El segundo de los rieles. Preferiría no haber visto esas escenas dramatizadas con diálogos del cuento de Correas. La voz que uno escucha mientras está leyendo no es humana, por eso su manera de interpretar hace pasar por verosímiles oralidades que es muy raro pensar que van a quedar bien dichas por un actor. Cuanto uno más ama un texto, más desagradable resulta ver una versión literal de él. En este caso, además, a un espectador que no haya leído el cuento le anticipan parlamentos que durante una primera lectura deberían ser sorpresivos por la violencia de la poesía de Correas.
El tercer riel es una fiesta. Todos los amiguitos de Correas hablando (mal) de él. A unos dan ganas de cagarlos a trompadas (Sebreli, Abraham), con casi todos uno se querría quedar charlando toda la noche. Es tan divertido escuchar a la gente hablando sobre Correas que vale la pena clavarse los dos primeros rieles; pareciera que cualquiera, hablando de un personaje tan seductor y magnético y genial e insoportable como era Correas, brilla. Uno se lo imagina pensando a cual de sus amigos o colegas llamar a las cuatro de la mañana para, conversando un poco, distraerse de sus angustias, y le dan ganas de darle un abrazo.
Cuando Correas escribe sobre Masotta no le hace justicia al hombre Masotta. Más bien lo usa y, encima, después del primer capítulo, lo usa desde lejos. Y está todo bien.

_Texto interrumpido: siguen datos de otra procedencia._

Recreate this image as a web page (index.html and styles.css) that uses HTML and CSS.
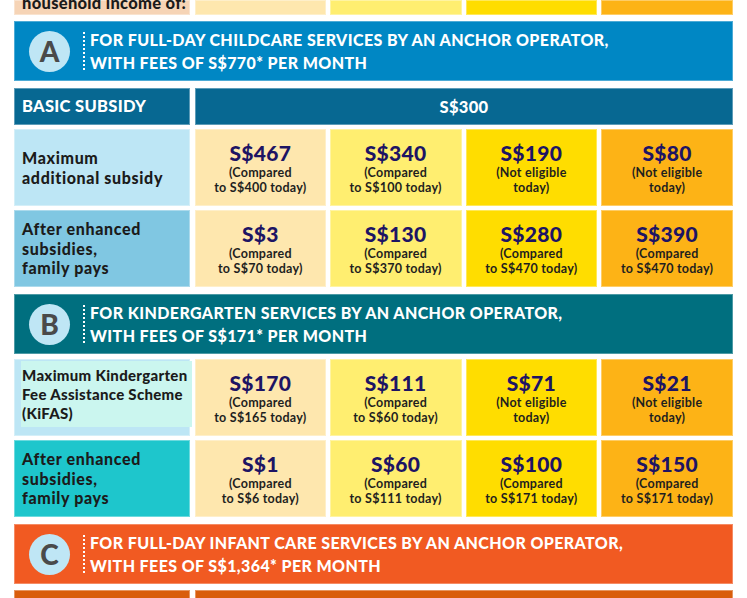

Yo no creo que en todos los casos la película o libro que se abocan a un hombre tengan que hacer justicia a ese hombre; pero si no lo hacen, deben portar la suficiente habilidad para saber usarlo y, en ese uso, construir un artefacto nuevo tan seductor como para corrernos de estar pidiendo esa justicia a (el hombre cuyos nombre y apellido figuran en el título de la obra). Es decir, modelar una operación. Ante la ley está lejos de modelar una Operación Correas.
Sobre el final de La operación Masotta, Carlos Correas pone:
Una última observación: hay biografías sobre nuestros muertos que revelan que el autor no se ha satisfecho con la muerte biológica del biografiado e intenta más muerte para su hombre, tal vez la definitiva. Es desgraciado. Es sobre todo una estafa para con las previsiones del lector, es renunciar estúpidamente a su amistad ofreciéndole un libro cuyo rencor y aversión lo vuelven de inmediato olvidable.
Al final de Ante la ley, los directores tocan el timbre en el edificio desde el que Correas saltó. Entrevistan a un vecino y le preguntan por qué cree que ese hombre se tiró, cómo era, ¿lo vio distinto los días anteriores al suicidio?, y después pasan al patio interno del edificio al que saltó, filman el piso al que cayó y hacen un zoom a la ventana desde la que se tiró y le preguntan a la empleada de limpieza, que es la misma que en ese año 2000, cuál fue, de esas barandas, la que el cuerpo de Correas dobló por chocarse mientras caía, y la señora de limpieza les responde que la del segundo piso, y entonces le hacen un zoom a la baranda de la ventana del segundo piso, la que el cuerpo de Correas dobló mientras venía cayendo desde el sexto. Después, se meten, con la cámara, en el departamento ese en el que estaba, y pasean un poco en silencio, y enfocan la ventana, y vemos un ratito el departamento ese, en el que estaba antes de saltar.
Ante la ley (Argentina, 2012), de Emiliano Jelicié y Pablo Klappenbach, c/ Tomás Abraham, Bernardo Carey, Edith Elorza, Rafael Filippelli, Horacio González, 138’.